Famílias também denunciam que criminosos entram em suas casas e furtam objetos de valor. Chega ao ponto de muitos afetados não saírem de casa por medo de terem o que ainda sobrou dos pertences levados por bandidos, e vizinhos se armarem para fazerem ronda nos bairros para espantar ações criminosas, conforme mostram vídeos em circulação nas redes sociais.

Aproveitadores da dor

A polícia civil também tem que enfrentar outra faceta em meio aos necessitados, os crimes de estelionato.

Pessoas se aproveitam da situação de caos e da comoção do momento para terem ganhos pessoais com as doações para os desabrigados.

Até o momento, 30 casos de estelionato foram denunciados para a polícia, na maioria envolvendo doações de Pix que nunca chegaram para nenhuma das vítimas das chuvas.

Os golpes chegaram ao ponto de o governador Eduardo Leite ter que vir a público na segunda-feira (6) falar sobre a necessidade de ter cuidado ao doar.

Inércia total

O Governo do Rio Grande do Sul parece agir de maneira mais lenta do que o necessário para sanar o problema secundário das chuvas, a violência. Somente na última terça-feira (7), quatro dias após o início do caos, o governador Eduardo Leite solicitou o reforço da força nacional ao ministério da justiça, aumentando o efetivo para 400 homens da força policial, e chamou os policiais da reserva para compor a força estadual de segurança.

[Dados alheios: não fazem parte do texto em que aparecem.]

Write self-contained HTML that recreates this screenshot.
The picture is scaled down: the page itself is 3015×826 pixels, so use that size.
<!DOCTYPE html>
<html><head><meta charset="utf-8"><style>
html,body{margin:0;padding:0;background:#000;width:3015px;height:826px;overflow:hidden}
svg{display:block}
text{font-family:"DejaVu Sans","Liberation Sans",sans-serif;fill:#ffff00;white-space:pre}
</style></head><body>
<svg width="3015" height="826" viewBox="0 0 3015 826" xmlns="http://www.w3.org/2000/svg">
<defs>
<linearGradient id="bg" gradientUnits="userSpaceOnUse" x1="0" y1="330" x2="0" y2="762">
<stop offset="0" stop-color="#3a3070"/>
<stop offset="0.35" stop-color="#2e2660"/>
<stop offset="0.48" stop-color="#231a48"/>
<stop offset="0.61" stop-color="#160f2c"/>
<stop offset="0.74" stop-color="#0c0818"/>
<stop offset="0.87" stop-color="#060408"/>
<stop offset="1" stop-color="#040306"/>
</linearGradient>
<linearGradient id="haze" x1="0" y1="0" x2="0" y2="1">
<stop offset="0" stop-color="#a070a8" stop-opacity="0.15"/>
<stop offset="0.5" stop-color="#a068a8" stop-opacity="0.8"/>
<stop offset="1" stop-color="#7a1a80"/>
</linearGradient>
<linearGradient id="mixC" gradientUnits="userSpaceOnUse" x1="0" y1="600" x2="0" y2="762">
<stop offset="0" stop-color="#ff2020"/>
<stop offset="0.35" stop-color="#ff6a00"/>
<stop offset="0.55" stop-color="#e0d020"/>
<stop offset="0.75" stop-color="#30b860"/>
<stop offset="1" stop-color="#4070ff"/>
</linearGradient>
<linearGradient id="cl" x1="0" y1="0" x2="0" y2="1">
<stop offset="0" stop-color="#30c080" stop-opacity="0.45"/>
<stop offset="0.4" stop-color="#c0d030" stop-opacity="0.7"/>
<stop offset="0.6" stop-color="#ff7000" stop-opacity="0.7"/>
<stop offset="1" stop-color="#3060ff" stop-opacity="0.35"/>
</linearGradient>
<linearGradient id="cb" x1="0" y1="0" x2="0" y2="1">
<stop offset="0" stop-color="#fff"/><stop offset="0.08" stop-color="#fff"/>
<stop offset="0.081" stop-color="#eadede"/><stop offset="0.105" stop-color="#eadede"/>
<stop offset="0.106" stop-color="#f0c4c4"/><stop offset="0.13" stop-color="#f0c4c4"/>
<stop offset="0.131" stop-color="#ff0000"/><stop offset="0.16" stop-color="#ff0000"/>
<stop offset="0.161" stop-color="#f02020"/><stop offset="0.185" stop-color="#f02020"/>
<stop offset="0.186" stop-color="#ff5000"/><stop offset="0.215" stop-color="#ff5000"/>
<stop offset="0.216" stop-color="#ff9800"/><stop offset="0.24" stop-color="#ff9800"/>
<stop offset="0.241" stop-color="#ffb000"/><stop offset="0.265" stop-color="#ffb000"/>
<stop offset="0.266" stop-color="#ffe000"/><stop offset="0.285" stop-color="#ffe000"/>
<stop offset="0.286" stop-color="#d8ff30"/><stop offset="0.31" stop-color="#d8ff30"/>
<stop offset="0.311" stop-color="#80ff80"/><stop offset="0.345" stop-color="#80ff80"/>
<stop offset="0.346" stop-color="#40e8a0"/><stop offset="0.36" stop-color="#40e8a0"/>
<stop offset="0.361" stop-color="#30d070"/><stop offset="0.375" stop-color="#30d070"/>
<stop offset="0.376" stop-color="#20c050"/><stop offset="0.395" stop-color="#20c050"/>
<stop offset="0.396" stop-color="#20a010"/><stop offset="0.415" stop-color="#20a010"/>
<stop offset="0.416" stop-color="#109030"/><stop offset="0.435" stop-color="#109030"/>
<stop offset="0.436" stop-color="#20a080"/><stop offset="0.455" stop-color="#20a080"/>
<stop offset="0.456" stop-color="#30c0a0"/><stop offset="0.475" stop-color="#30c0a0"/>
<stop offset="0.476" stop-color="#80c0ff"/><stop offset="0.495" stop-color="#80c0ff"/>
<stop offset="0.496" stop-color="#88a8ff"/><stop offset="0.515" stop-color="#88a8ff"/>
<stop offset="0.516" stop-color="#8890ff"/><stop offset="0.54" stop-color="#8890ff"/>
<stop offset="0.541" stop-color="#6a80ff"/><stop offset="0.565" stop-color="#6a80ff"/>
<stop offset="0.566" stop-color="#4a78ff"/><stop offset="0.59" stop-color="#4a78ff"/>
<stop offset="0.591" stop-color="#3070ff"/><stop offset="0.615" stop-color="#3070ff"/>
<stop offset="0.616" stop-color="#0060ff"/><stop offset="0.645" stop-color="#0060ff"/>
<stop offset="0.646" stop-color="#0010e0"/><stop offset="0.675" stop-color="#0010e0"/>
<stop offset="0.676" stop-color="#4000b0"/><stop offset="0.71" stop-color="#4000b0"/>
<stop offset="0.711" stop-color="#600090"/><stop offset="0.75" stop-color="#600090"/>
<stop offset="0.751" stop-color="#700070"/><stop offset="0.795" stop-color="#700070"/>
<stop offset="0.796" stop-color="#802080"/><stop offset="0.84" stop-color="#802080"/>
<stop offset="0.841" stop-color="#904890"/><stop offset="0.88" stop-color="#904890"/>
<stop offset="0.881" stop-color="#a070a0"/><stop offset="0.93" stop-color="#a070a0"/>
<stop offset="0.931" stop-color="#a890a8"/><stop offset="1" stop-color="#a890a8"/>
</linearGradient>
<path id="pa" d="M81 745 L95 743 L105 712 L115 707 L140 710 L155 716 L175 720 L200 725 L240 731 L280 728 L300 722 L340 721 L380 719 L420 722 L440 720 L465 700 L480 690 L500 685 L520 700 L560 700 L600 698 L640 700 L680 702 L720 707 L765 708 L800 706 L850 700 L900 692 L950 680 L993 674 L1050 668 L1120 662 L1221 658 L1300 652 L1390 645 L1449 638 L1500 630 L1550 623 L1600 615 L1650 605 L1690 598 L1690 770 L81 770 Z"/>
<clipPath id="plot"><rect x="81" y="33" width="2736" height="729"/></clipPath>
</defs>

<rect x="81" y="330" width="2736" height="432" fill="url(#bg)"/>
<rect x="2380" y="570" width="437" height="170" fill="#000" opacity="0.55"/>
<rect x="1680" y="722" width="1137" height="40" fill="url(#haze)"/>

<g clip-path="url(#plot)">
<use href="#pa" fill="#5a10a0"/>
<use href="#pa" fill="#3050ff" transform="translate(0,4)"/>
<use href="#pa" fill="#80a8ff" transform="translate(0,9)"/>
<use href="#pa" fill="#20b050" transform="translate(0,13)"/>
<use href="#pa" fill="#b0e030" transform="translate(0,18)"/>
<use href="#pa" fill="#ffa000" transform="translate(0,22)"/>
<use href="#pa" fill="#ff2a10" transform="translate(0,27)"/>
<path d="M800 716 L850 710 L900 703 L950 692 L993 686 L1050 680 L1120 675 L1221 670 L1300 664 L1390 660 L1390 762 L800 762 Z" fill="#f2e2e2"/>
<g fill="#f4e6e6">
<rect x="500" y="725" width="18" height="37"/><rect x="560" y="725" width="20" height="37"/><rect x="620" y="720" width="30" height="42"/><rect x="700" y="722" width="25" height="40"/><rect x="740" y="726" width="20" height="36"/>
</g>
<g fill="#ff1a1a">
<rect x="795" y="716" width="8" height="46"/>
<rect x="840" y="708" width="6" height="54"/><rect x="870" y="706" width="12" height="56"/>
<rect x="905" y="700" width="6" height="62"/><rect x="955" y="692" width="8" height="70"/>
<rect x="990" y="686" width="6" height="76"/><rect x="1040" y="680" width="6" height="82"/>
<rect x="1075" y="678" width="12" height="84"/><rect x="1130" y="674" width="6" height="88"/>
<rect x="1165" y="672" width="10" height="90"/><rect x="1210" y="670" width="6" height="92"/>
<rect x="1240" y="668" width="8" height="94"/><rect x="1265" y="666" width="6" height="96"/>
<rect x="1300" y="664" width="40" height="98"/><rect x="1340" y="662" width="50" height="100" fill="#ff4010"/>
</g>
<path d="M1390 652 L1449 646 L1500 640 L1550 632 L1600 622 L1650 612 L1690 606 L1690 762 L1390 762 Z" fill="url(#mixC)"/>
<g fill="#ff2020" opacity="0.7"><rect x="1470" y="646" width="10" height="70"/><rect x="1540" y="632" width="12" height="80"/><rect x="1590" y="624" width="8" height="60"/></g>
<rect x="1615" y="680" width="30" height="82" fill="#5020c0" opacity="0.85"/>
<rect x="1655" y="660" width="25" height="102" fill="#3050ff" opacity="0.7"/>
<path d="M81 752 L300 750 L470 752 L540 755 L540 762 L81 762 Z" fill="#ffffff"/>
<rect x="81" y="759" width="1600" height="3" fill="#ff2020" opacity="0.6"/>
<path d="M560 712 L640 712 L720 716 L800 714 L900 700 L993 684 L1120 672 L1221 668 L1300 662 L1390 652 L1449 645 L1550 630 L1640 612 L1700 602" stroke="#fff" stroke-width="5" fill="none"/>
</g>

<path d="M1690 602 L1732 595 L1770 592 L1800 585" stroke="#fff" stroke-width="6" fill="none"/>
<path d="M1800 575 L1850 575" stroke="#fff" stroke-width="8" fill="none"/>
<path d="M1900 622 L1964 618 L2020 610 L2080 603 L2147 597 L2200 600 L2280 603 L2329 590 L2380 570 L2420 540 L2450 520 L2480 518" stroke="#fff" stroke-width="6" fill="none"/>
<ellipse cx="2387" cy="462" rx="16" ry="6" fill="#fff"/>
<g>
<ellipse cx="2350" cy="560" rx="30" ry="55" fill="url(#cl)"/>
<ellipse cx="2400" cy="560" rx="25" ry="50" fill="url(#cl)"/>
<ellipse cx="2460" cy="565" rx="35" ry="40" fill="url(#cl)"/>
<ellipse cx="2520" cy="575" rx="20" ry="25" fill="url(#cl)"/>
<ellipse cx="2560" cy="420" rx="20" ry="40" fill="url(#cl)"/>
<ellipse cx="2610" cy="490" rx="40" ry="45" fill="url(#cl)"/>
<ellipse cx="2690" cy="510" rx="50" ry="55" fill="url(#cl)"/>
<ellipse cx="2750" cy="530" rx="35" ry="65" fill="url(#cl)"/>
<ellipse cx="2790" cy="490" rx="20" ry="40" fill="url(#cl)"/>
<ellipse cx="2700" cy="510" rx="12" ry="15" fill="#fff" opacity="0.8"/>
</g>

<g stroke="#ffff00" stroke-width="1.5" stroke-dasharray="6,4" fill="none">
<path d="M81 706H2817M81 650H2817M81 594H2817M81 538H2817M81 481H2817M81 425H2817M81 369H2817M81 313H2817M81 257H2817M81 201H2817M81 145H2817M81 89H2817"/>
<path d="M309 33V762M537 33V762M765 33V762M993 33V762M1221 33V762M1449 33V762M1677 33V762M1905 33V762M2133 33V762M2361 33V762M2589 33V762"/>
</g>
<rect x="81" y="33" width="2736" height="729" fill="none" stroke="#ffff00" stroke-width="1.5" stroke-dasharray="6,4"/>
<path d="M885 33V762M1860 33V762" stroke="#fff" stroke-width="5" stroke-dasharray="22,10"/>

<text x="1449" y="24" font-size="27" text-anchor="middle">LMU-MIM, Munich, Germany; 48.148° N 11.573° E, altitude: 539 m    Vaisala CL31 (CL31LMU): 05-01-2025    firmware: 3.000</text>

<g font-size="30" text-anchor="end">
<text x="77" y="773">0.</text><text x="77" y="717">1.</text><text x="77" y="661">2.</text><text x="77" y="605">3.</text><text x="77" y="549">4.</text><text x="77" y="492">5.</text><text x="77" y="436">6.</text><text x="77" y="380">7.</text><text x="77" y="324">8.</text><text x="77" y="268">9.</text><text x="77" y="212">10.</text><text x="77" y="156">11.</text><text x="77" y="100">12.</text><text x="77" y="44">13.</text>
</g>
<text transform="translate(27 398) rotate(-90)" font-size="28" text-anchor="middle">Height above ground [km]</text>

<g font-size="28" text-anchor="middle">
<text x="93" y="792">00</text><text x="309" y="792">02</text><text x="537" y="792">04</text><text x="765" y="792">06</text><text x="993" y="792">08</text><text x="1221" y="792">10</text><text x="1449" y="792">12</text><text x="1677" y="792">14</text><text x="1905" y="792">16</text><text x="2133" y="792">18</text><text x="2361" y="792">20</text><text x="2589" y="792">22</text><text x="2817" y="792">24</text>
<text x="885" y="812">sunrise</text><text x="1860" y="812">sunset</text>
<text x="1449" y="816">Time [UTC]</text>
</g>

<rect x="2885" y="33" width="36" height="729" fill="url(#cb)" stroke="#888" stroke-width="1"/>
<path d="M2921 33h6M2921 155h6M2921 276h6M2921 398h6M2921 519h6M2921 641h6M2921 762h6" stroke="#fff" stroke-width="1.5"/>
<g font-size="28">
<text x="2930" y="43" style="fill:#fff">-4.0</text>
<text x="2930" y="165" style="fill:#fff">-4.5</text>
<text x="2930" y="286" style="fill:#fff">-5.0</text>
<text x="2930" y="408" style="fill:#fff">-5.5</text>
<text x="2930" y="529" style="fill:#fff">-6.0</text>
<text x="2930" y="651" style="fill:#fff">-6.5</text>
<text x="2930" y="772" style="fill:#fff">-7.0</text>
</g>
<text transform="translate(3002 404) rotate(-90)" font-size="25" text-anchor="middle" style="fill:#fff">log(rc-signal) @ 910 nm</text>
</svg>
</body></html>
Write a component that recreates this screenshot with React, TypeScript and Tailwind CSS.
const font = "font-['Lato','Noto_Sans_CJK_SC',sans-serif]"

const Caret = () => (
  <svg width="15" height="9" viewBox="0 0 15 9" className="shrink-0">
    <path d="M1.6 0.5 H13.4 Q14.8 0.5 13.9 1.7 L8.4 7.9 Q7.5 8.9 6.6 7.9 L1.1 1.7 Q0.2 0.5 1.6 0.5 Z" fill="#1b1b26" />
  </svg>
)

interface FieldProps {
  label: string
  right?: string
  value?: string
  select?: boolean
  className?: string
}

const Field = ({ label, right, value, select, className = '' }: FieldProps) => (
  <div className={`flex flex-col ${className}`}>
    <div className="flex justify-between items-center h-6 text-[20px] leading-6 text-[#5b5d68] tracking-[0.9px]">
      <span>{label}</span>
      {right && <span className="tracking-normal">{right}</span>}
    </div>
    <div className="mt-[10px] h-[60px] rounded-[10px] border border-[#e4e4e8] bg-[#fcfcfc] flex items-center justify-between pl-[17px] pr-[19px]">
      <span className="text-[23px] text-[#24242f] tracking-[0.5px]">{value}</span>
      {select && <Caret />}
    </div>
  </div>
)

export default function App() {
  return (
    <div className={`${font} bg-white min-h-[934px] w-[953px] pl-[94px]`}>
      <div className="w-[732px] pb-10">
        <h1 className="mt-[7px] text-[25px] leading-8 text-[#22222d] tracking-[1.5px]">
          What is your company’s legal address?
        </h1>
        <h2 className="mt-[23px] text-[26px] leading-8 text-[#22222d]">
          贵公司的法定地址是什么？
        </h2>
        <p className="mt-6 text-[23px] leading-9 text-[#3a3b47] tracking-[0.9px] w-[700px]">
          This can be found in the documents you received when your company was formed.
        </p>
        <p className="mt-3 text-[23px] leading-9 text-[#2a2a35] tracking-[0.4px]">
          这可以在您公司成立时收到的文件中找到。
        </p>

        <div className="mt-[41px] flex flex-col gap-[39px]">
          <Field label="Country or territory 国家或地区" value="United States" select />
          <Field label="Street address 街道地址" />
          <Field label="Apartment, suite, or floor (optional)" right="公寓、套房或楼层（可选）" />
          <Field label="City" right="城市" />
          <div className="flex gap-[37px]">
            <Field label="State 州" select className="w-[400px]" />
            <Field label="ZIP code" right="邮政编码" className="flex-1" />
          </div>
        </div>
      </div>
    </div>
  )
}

Apesar disso, Eduardo recusou a intervenção das forças armadas para conter a violência através da decretação da Garantia da Lei e da Ordem (GLO), que permitiria ao exército cuidar da segurança estadual. Leite acredita que os meios até agora adotados são mais do que suficientes para conter a criminalidade.

Mas os meios parecem não agradar a todos, pois o prefeito de Guaíba, Marcelo Manata, pediu reforço e unidade entre o estado e a União, fazendo um apelo para melhoria na segurança e ajuda do Exército, opinião seguida também pelo prefeito de Porto Alegre, Sebastião Melo.